**To do**: Exact reproduction of the data is required, with images excluded.

====

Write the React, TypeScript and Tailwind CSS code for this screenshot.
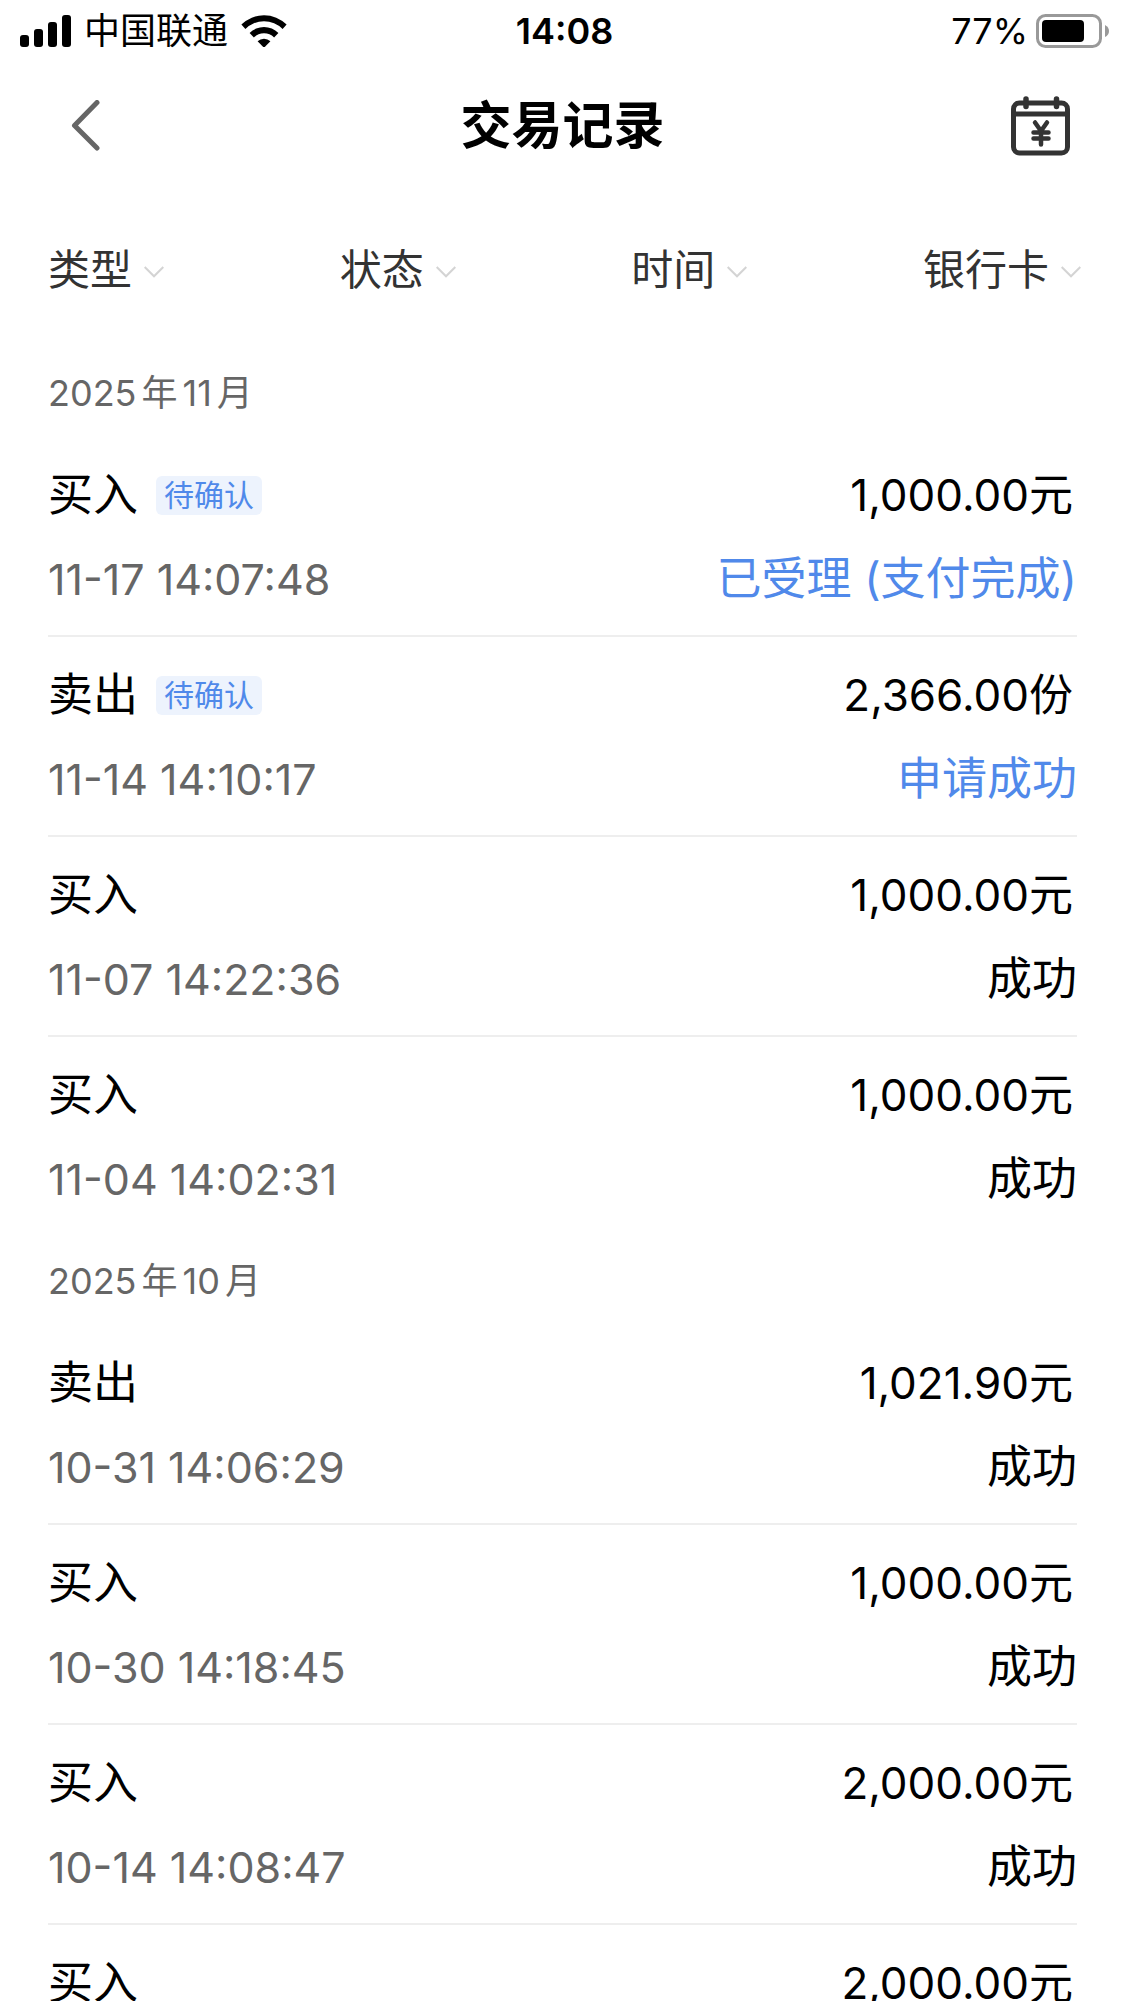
type TradeRecord = {
  type: string;
  pending?: boolean;
  time: string;
  amount: string;
  status: string;
};

type MonthGroup = {
  year: string;
  month: string;
  records: TradeRecord[];
};

const filters = ["类型", "状态", "时间", "银行卡"];

const groups: MonthGroup[] = [
  {
    year: "2025",
    month: "11",
    records: [
      {
        type: "买入",
        pending: true,
        time: "11-17 14:07:48",
        amount: "1,000.00元",
        status: "已受理 (支付完成)",
      },
      {
        type: "卖出",
        pending: true,
        time: "11-14 14:10:17",
        amount: "2,366.00份",
        status: "申请成功",
      },
      { type: "买入", time: "11-07 14:22:36", amount: "1,000.00元", status: "成功" },
      { type: "买入", time: "11-04 14:02:31", amount: "1,000.00元", status: "成功" },
    ],
  },
  {
    year: "2025",
    month: "10",
    records: [
      { type: "卖出", time: "10-31 14:06:29", amount: "1,021.90元", status: "成功" },
      { type: "买入", time: "10-30 14:18:45", amount: "1,000.00元", status: "成功" },
      { type: "买入", time: "10-14 14:08:47", amount: "2,000.00元", status: "成功" },
      { type: "买入", time: "10-13 14:11:05", amount: "2,000.00元", status: "成功" },
    ],
  },
];

function SignalIcon() {
  return (
    <svg className="w-[51px] h-8" viewBox="0 0 51 32" aria-hidden="true">
      <rect x="0" y="20" width="9" height="12" rx="3" />
      <rect x="14" y="14" width="9" height="18" rx="3" />
      <rect x="28" y="7" width="9" height="25" rx="3" />
      <rect x="42" y="0" width="9" height="32" rx="3" />
    </svg>
  );
}

function WifiIcon() {
  return (
    <svg className="w-[46px] h-8" viewBox="0 0 46 32" aria-hidden="true">
      <path d="M0.4 9.6a32 32 0 0 1 45.2 0l-4 4.4a26.3 26.3 0 0 0-37.2 0z" />
      <path d="M8.6 18a20.4 20.4 0 0 1 28.8 0l-4.3 4.5a14.3 14.3 0 0 0-20.2 0z" />
      <path d="M16.6 26.2a9.4 9.4 0 0 1 12.8 0l-5.4 5.5q-1 .9-2 0z" />
    </svg>
  );
}

function BatteryIcon() {
  return (
    <svg className="w-[73px] h-[34px]" viewBox="0 0 73 34" aria-hidden="true">
      <rect
        x="1.5"
        y="1.5"
        width="63"
        height="31"
        rx="8"
        fill="none"
        stroke="#999"
        strokeWidth="3"
      />
      <rect x="6" y="6" width="42" height="22" rx="4" />
      <path d="M69 11q4 2 4 6t-4 6z" fill="#999" />
    </svg>
  );
}

function StatusBar() {
  return (
    <div className="grid grid-cols-[1fr_auto_1fr] items-center h-[62px] pl-5 pr-4 text-[36px] leading-[44px]">
      <div className="flex items-center">
        <SignalIcon />
        <span className="mx-[13px]">中国联通</span>
        <WifiIcon />
      </div>
      <span className="font-semibold">14:08</span>
      <div className="flex items-center justify-end gap-2">
        <span>77%</span>
        <BatteryIcon />
      </div>
    </div>
  );
}

function Header() {
  return (
    <header className="grid grid-cols-[1fr_auto_1fr] items-center h-[128px] px-[54px]">
      <button
        type="button"
        aria-label="返回"
        className="justify-self-start pl-4"
      >
        <svg
          className="w-[30px] h-[52px]"
          viewBox="0 0 30 52"
          fill="none"
          stroke="#666"
          strokeWidth="5"
          strokeLinecap="round"
          strokeLinejoin="round"
        >
          <path d="M27 2.5 4.500 25.500l22.500 22.500" />
        </svg>
      </button>
      <h1 className="text-[51px] leading-[64px] font-bold">交易记录</h1>
      <button type="button" aria-label="交易日历" className="justify-self-end">
        <svg
          className="w-[60px] h-[60px]"
          viewBox="0 0 60 60"
          fill="none"
          stroke="#333"
          strokeWidth="5"
          strokeLinecap="round"
          strokeLinejoin="round"
        >
          <rect x="2.5" y="7" width="54" height="50" rx="6" />
          <path d="M3 18h53" />
          <path d="M15 3v7.500M45.500 3v7.500" strokeWidth="5.500" />
          <path
            d="M24 26.500l6 8.500 6-8.500M30 35v13.500M22.500 36.500h15M22.500 42.500h15"
            strokeWidth="4.500"
          />
        </svg>
      </button>
    </header>
  );
}

function FilterBar() {
  return (
    <div className="flex items-center justify-between h-[159px] pl-12 pr-11 text-[#333]">
      {filters.map((name) => (
        <label key={name} className="flex items-center gap-[11px]">
          <select
            aria-label={name}
            className="appearance-none bg-transparent text-[42px] leading-[56px]"
          >
            <option>{name}</option>
          </select>
          <svg
            className="w-5 h-3 mt-1 pointer-events-none"
            viewBox="0 0 20 12"
            fill="none"
            stroke="#d4d4d4"
            strokeWidth="2"
          >
            <path d="M.7 1 10 10.300 19.300 1" />
          </svg>
        </label>
      ))}
    </div>
  );
}

function RecordItem({ record }: { record: TradeRecord }) {
  return (
    <li className="h-[200px] py-4 border-b-2 border-[#eee] last:border-transparent leading-[84px]">
      <div className="flex items-center justify-between">
        <div className="flex items-center gap-[18px]">
          <span className="text-[45px]">{record.type}</span>
          {record.pending && (
            <span className="px-2 rounded-md bg-[#edf3fd] text-[#5089ea] text-[30px] leading-[39px]">
              待确认
            </span>
          )}
        </div>
        <span className="pr-1 text-[44px]">{record.amount}</span>
      </div>
      <div className="flex items-center justify-between">
        <time className="text-[43px] text-[#666]">{record.time}</time>
        <span
          className={
            record.pending ? "text-[45px] text-[#5089ea]" : "text-[45px]"
          }
        >
          {record.status}
        </span>
      </div>
    </li>
  );
}

export default function App() {
  return (
    <div className="flex flex-col h-screen bg-white text-black font-['Inter','Noto_Sans_CJK_SC',sans-serif]">
      <StatusBar />
      <Header />
      <FilterBar />
      <main className="flex-1 min-h-0 px-12 overflow-y-auto [scrollbar-width:none]">
        {groups.map((group) => (
          <section key={group.year + group.month}>
            <h2 className="flex gap-[5px] text-[36px] leading-[88px] text-[#666]">
              <span>{group.year}</span>
              <span>年</span>
              <span>{group.month}</span>
              <span>月</span>
            </h2>
            <ul>
              {group.records.map((record) => (
                <RecordItem key={record.time} record={record} />
              ))}
            </ul>
          </section>
        ))}
      </main>
    </div>
  );
}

====

**Completed task**:
Write the React, TypeScript and Tailwind CSS code for this screenshot.
type TradeRecord = {
  type: string;
  pending?: boolean;
  time: string;
  amount: string;
  status: string;
};

type MonthGroup = {
  year: string;
  month: string;
  records: TradeRecord[];
};

const filters = ["类型", "状态", "时间", "银行卡"];

const groups: MonthGroup[] = [
  {
    year: "2025",
    month: "11",
    records: [
      {
        type: "买入",
        pending: true,
        time: "11-17 14:07:48",
        amount: "1,000.00元",
        status: "已受理 (支付完成)",
      },
      {
        type: "卖出",
        pending: true,
        time: "11-14 14:10:17",
        amount: "2,366.00份",
        status: "申请成功",
      },
      { type: "买入", time: "11-07 14:22:36", amount: "1,000.00元", status: "成功" },
      { type: "买入", time: "11-04 14:02:31", amount: "1,000.00元", status: "成功" },
    ],
  },
  {
    year: "2025",
    month: "10",
    records: [
      { type: "卖出", time: "10-31 14:06:29", amount: "1,021.90元", status: "成功" },
      { type: "买入", time: "10-30 14:18:45", amount: "1,000.00元", status: "成功" },
      { type: "买入", time: "10-14 14:08:47", amount: "2,000.00元", status: "成功" },
      { type: "买入", time: "10-13 14:11:05", amount: "2,000.00元", status: "成功" },
    ],
  },
];

function SignalIcon() {
  return (
    <svg className="w-[51px] h-8" viewBox="0 0 51 32" aria-hidden="true">
      <rect x="0" y="20" width="9" height="12" rx="3" />
      <rect x="14" y="14" width="9" height="18" rx="3" />
      <rect x="28" y="7" width="9" height="25" rx="3" />
      <rect x="42" y="0" width="9" height="32" rx="3" />
    </svg>
  );
}

function WifiIcon() {
  return (
    <svg className="w-[46px] h-8" viewBox="0 0 46 32" aria-hidden="true">
      <path d="M0.4 9.6a32 32 0 0 1 45.2 0l-4 4.4a26.3 26.3 0 0 0-37.2 0z" />
      <path d="M8.6 18a20.4 20.4 0 0 1 28.8 0l-4.3 4.5a14.3 14.3 0 0 0-20.2 0z" />
      <path d="M16.6 26.2a9.4 9.4 0 0 1 12.8 0l-5.4 5.5q-1 .9-2 0z" />
    </svg>
  );
}

function BatteryIcon() {
  return (
    <svg className="w-[73px] h-[34px]" viewBox="0 0 73 34" aria-hidden="true">
      <rect
        x="1.5"
        y="1.5"
        width="63"
        height="31"
        rx="8"
        fill="none"
        stroke="#999"
        strokeWidth="3"
      />
      <rect x="6" y="6" width="42" height="22" rx="4" />
      <path d="M69 11q4 2 4 6t-4 6z" fill="#999" />
    </svg>
  );
}

function StatusBar() {
  return (
    <div className="grid grid-cols-[1fr_auto_1fr] items-center h-[62px] pl-5 pr-4 text-[36px] leading-[44px]">
      <div className="flex items-center">
        <SignalIcon />
        <span className="mx-[13px]">中国联通</span>
        <WifiIcon />
      </div>
      <span className="font-semibold">14:08</span>
      <div className="flex items-center justify-end gap-2">
        <span>77%</span>
        <BatteryIcon />
      </div>
    </div>
  );
}

function Header() {
  return (
    <header className="grid grid-cols-[1fr_auto_1fr] items-center h-[128px] px-[54px]">
      <button
        type="button"
        aria-label="返回"
        className="justify-self-start pl-4"
      >
        <svg
          className="w-[30px] h-[52px]"
          viewBox="0 0 30 52"
          fill="none"
          stroke="#666"
          strokeWidth="5"
          strokeLinecap="round"
          strokeLinejoin="round"
        >
          <path d="M27 2.5 4.500 25.500l22.500 22.500" />
        </svg>
      </button>
      <h1 className="text-[51px] leading-[64px] font-bold">交易记录</h1>
      <button type="button" aria-label="交易日历" className="justify-self-end">
        <svg
          className="w-[60px] h-[60px]"
          viewBox="0 0 60 60"
          fill="none"
          stroke="#333"
          strokeWidth="5"
          strokeLinecap="round"
          strokeLinejoin="round"
        >
          <rect x="2.5" y="7" width="54" height="50" rx="6" />
          <path d="M3 18h53" />
          <path d="M15 3v7.500M45.500 3v7.500" strokeWidth="5.500" />
          <path
            d="M24 26.500l6 8.500 6-8.500M30 35v13.500M22.500 36.500h15M22.500 42.500h15"
            strokeWidth="4.500"
          />
        </svg>
      </button>
    </header>
  );
}

function FilterBar() {
  return (
    <div className="flex items-center justify-between h-[159px] pl-12 pr-11 text-[#333]">
      {filters.map((name) => (
        <label key={name} className="flex items-center gap-[11px]">
          <select
            aria-label={name}
            className="appearance-none bg-transparent text-[42px] leading-[56px]"
          >
            <option>{name}</option>
          </select>
          <svg
            className="w-5 h-3 mt-1 pointer-events-none"
            viewBox="0 0 20 12"
            fill="none"
            stroke="#d4d4d4"
            strokeWidth="2"
          >
            <path d="M.7 1 10 10.300 19.300 1" />
          </svg>
        </label>
      ))}
    </div>
  );
}

function RecordItem({ record }: { record: TradeRecord }) {
  return (
    <li className="h-[200px] py-4 border-b-2 border-[#eee] last:border-transparent leading-[84px]">
      <div className="flex items-center justify-between">
        <div className="flex items-center gap-[18px]">
          <span className="text-[45px]">{record.type}</span>
          {record.pending && (
            <span className="px-2 rounded-md bg-[#edf3fd] text-[#5089ea] text-[30px] leading-[39px]">
              待确认
            </span>
          )}
        </div>
        <span className="pr-1 text-[44px]">{record.amount}</span>
      </div>
      <div className="flex items-center justify-between">
        <time className="text-[43px] text-[#666]">{record.time}</time>
        <span
          className={
            record.pending ? "text-[45px] text-[#5089ea]" : "text-[45px]"
          }
        >
          {record.status}
        </span>
      </div>
    </li>
  );
}

export default function App() {
  return (
    <div className="flex flex-col h-screen bg-white text-black font-['Inter','Noto_Sans_CJK_SC',sans-serif]">
      <StatusBar />
      <Header />
      <FilterBar />
      <main className="flex-1 min-h-0 px-12 overflow-y-auto [scrollbar-width:none]">
        {groups.map((group) => (
          <section key={group.year + group.month}>
            <h2 className="flex gap-[5px] text-[36px] leading-[88px] text-[#666]">
              <span>{group.year}</span>
              <span>年</span>
              <span>{group.month}</span>
              <span>月</span>
            </h2>
            <ul>
              {group.records.map((record) => (
                <RecordItem key={record.time} record={record} />
              ))}
            </ul>
          </section>
        ))}
      </main>
    </div>
  );
}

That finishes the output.